Corría por la selva presa del terror. Las altas malezas dificultaban su avance, tropezaba, caía y se levantaba, siempre mirando hacia atrás. Los árboles, gigantescos, se cerraban en lo alto e impedían ver el cielo. La penumbra predominaba y ocultaba el suelo húmedo y cenagoso. Sabía que si una víbora, enroscada en alguna rama o amenazante entre la maleza lo mordía, su final sería tan atróz como la muerte lenta a que lo someterían sus perseguidores.
El calor era insoportable y el sudor cubría su cuerpo, le faltaba el aire, el miedo incrementaba la fatiga producida por la carrera desenfrenada. Se dijo que no tenía escapatoria, los había visto, eran aborígenes pintarrajeados fuertes y veloces. Nacidos y criados en la selva, casi inexpugnable, se movían en ella como peces en el agua y él estaba a punto de desfallecer. Cayó y ya no tuvo fuerza para incorporarse. Decidió morir allí.

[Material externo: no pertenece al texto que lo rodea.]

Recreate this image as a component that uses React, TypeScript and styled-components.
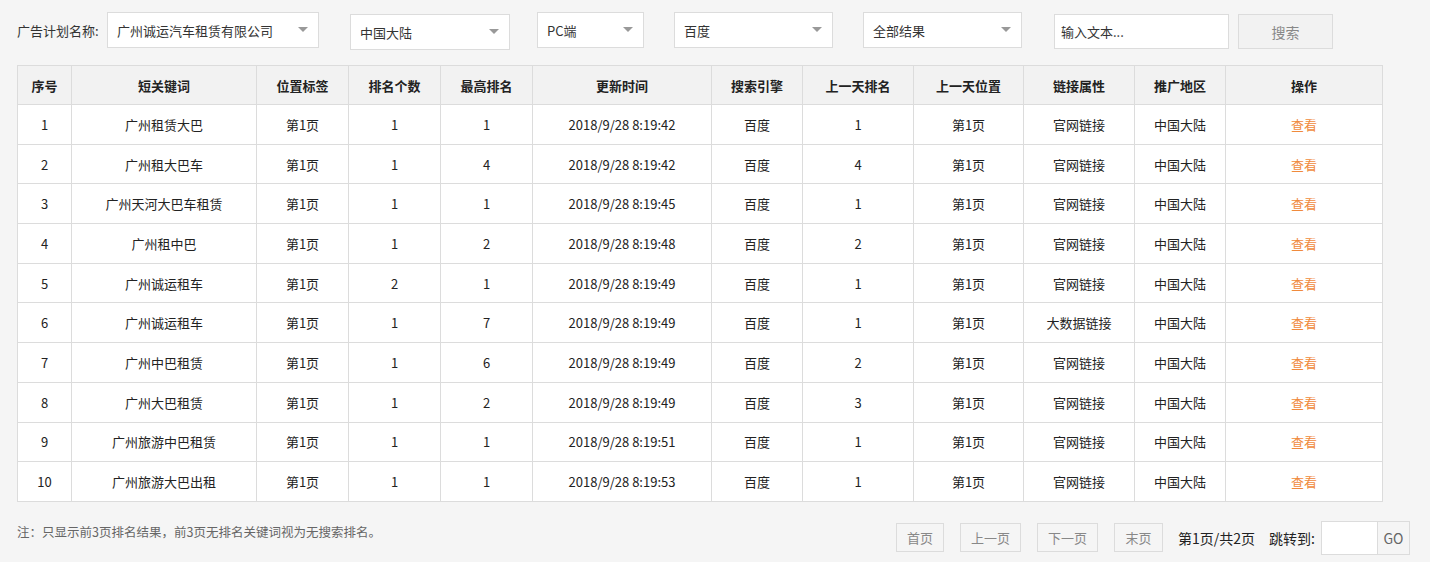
import styled, { createGlobalStyle } from "styled-components";

const GlobalStyle = createGlobalStyle`
  html, body {
    margin: 0;
    padding: 0;
    background: #ffffff;
  }
  body {
    font-family: "Noto Sans CJK SC", "Noto Sans", sans-serif;
    font-size: 13px;
    color: #333;
  }
`;

const Page = styled.div`
  width: 1430px;
  height: 562px;
  background: #f5f5f5;
  padding: 12px 0 0 17px;
  box-sizing: border-box;
  overflow: hidden;
`;

const Toolbar = styled.div`
  display: flex;
  align-items: flex-start;
  height: 53px;
`;

const Label = styled.span`
  margin-top: 9px;
  width: 90px;
  font-size: 13px;
  color: #333;
`;

const Select = styled.div<{ $w: number; $ml: number; $mt?: number }>`
  width: ${({ $w }) => $w}px;
  height: 36px;
  margin-left: ${({ $ml }) => $ml}px;
  margin-top: ${({ $mt }) => $mt ?? 0}px;
  box-sizing: border-box;
  border: 1px solid #dcdcdc;
  background: #fff;
  display: flex;
  align-items: center;
  justify-content: space-between;
  padding: 0 10px 0 9px;
  font-size: 13px;
  color: #333;
`;

const Caret = styled.span`
  width: 0;
  height: 0;
  border-left: 5px solid transparent;
  border-right: 5px solid transparent;
  border-top: 5px solid #999;
  margin-top: -2px;
`;

const TextInput = styled.input`
  width: 175px;
  height: 35px;
  margin-left: 32px;
  margin-top: 2px;
  box-sizing: border-box;
  border: 1px solid #dcdcdc;
  background: #fff;
  padding: 0 6px;
  font-family: inherit;
  font-size: 13px;
  outline: none;
  &::placeholder {
    color: #333;
  }
`;

const SearchButton = styled.button`
  width: 95px;
  height: 35px;
  margin-left: 9px;
  margin-top: 2px;
  border: 1px solid #dcdcdc;
  background: #f2f2f2;
  color: #888;
  font-family: inherit;
  font-size: 14px;
`;

const Table = styled.table`
  border-collapse: collapse;
  table-layout: fixed;
  width: 1365px;
  background: #fff;
  text-align: center;
`;

const Th = styled.th`
  height: 38px;
  border: 1px solid #dcdcdc;
  background: #f2f2f2;
  font-weight: bold;
  font-size: 13px;
  color: #222;
  padding: 0;
`;

const Td = styled.td<{ $link?: boolean }>`
  height: 38.7px;
  border: 1px solid #dcdcdc;
  font-size: 13px;
  color: ${({ $link }) => ($link ? "#f08a3c" : "#222")};
  padding: 0;
`;

const Footer = styled.div`
  display: flex;
  align-items: center;
  margin-top: 19px;
  width: 1393px;
`;

const Note = styled.span`
  font-size: 12.5px;
  color: #666;
  flex: 1;
  align-self: flex-start;
  margin-top: 1px;
`;

const PageButton = styled.button<{ $w: number }>`
  width: ${({ $w }) => $w}px;
  height: 29px;
  margin-right: 16px;
  border: 1px solid #dcdcdc;
  background: #f5f5f5;
  color: #888;
  font-family: inherit;
  font-size: 13px;
  padding: 0;
`;

const PageInfo = styled.span<{ $mr: number }>`
  font-size: 14px;
  color: #222;
  margin-left: -1px;
  margin-right: ${({ $mr }) => $mr}px;
`;

const JumpBox = styled.div`
  display: flex;
  height: 34px;
  border: 1px solid #dcdcdc;
  margin-left: 6px;
  box-sizing: border-box;
`;

const JumpInput = styled.input`
  width: 55px;
  border: none;
  border-right: 1px solid #dcdcdc;
  background: #fff;
  outline: none;
  padding: 0;
`;

const GoButton = styled.button`
  width: 31px;
  border: none;
  background: #f5f5f5;
  color: #666;
  font-family: inherit;
  font-size: 14px;
  padding: 0;
`;

const columns = [
  { title: "序号", w: 54 },
  { title: "短关键词", w: 185 },
  { title: "位置标签", w: 92 },
  { title: "排名个数", w: 92 },
  { title: "最高排名", w: 92 },
  { title: "更新时间", w: 179 },
  { title: "搜索引擎", w: 91 },
  { title: "上一天排名", w: 111 },
  { title: "上一天位置", w: 110 },
  { title: "链接属性", w: 111 },
  { title: "推广地区", w: 91 },
  { title: "操作", w: 157 },
];

const rows: [string, number, number, string, number, string][] = [
  ["广州租赁大巴", 1, 1, "8:19:42", 1, "官网链接"],
  ["广州租大巴车", 1, 4, "8:19:42", 4, "官网链接"],
  ["广州天河大巴车租赁", 1, 1, "8:19:45", 1, "官网链接"],
  ["广州租中巴", 1, 2, "8:19:48", 2, "官网链接"],
  ["广州诚运租车", 2, 1, "8:19:49", 1, "官网链接"],
  ["广州诚运租车", 1, 7, "8:19:49", 1, "大数据链接"],
  ["广州中巴租赁", 1, 6, "8:19:49", 2, "官网链接"],
  ["广州大巴租赁", 1, 2, "8:19:49", 3, "官网链接"],
  ["广州旅游中巴租赁", 1, 1, "8:19:51", 1, "官网链接"],
  ["广州旅游大巴出租", 1, 1, "8:19:53", 1, "官网链接"],
];

export default function App() {
  return (
    <>
      <GlobalStyle />
      <Page>
        <Toolbar>
          <Label>广告计划名称:</Label>
          <Select $w={212} $ml={0}>
            广州诚运汽车租赁有限公司
            <Caret />
          </Select>
          <Select $w={160} $ml={31} $mt={2}>
            中国大陆
            <Caret />
          </Select>
          <Select $w={107} $ml={27}>
            PC端
            <Caret />
          </Select>
          <Select $w={159} $ml={30}>
            百度
            <Caret />
          </Select>
          <Select $w={159} $ml={30}>
            全部结果
            <Caret />
          </Select>
          <TextInput placeholder="输入文本..." />
          <SearchButton>搜索</SearchButton>
        </Toolbar>
        <Table>
          <colgroup>
            {columns.map((c) => (
              <col key={c.title} style={{ width: c.w }} />
            ))}
          </colgroup>
          <thead>
            <tr>
              {columns.map((c) => (
                <Th key={c.title}>{c.title}</Th>
              ))}
            </tr>
          </thead>
          <tbody>
            {rows.map((r, i) => (
              <tr key={i}>
                <Td>{i + 1}</Td>
                <Td>{r[0]}</Td>
                <Td>第1页</Td>
                <Td>{r[1]}</Td>
                <Td>{r[2]}</Td>
                <Td>2018/9/28 {r[3]}</Td>
                <Td>百度</Td>
                <Td>{r[4]}</Td>
                <Td>第1页</Td>
                <Td>{r[5]}</Td>
                <Td>中国大陆</Td>
                <Td $link>查看</Td>
              </tr>
            ))}
          </tbody>
        </Table>
        <Footer>
          <Note>注：只显示前3页排名结果，前3页无排名关键词视为无搜索排名。</Note>
          <PageButton $w={48}>首页</PageButton>
          <PageButton $w={61}>上一页</PageButton>
          <PageButton $w={61}>下一页</PageButton>
          <PageButton $w={49}>末页</PageButton>
          <PageInfo $mr={15}>第1页/共2页</PageInfo>
          <PageInfo $mr={0}>跳转到:</PageInfo>
          <JumpBox>
            <JumpInput />
            <GoButton>GO</GoButton>
          </JumpBox>
        </Footer>
      </Page>
    </>
  );
}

De pronto se preguntó: ¿Pero que hago en una selva? Yo vivo en una gran ciudad y trabajo en la oficina céntrica de una empresa de seguros, además jamás conocí una selva. Se debe tratar de un sueño y luego sonriendo tranquilizado gritó: ¡Claro, es un estúpido sueño! Se incorporó, buscó una madera, y garrote en mano, esperó a sus enemigos diciéndose: al menos en un sueño moriré como un héroe.
Sonó el despertador, la mujer, adormilada, estiró el brazo y apagó la alarma. A su espalda sintió humedad en las sábanas. Se dio vuelta y de su pecho brotó un alarido de horror. Su marido yacía a su lado, en un charco de sangre, con una flecha clavada en la garganta.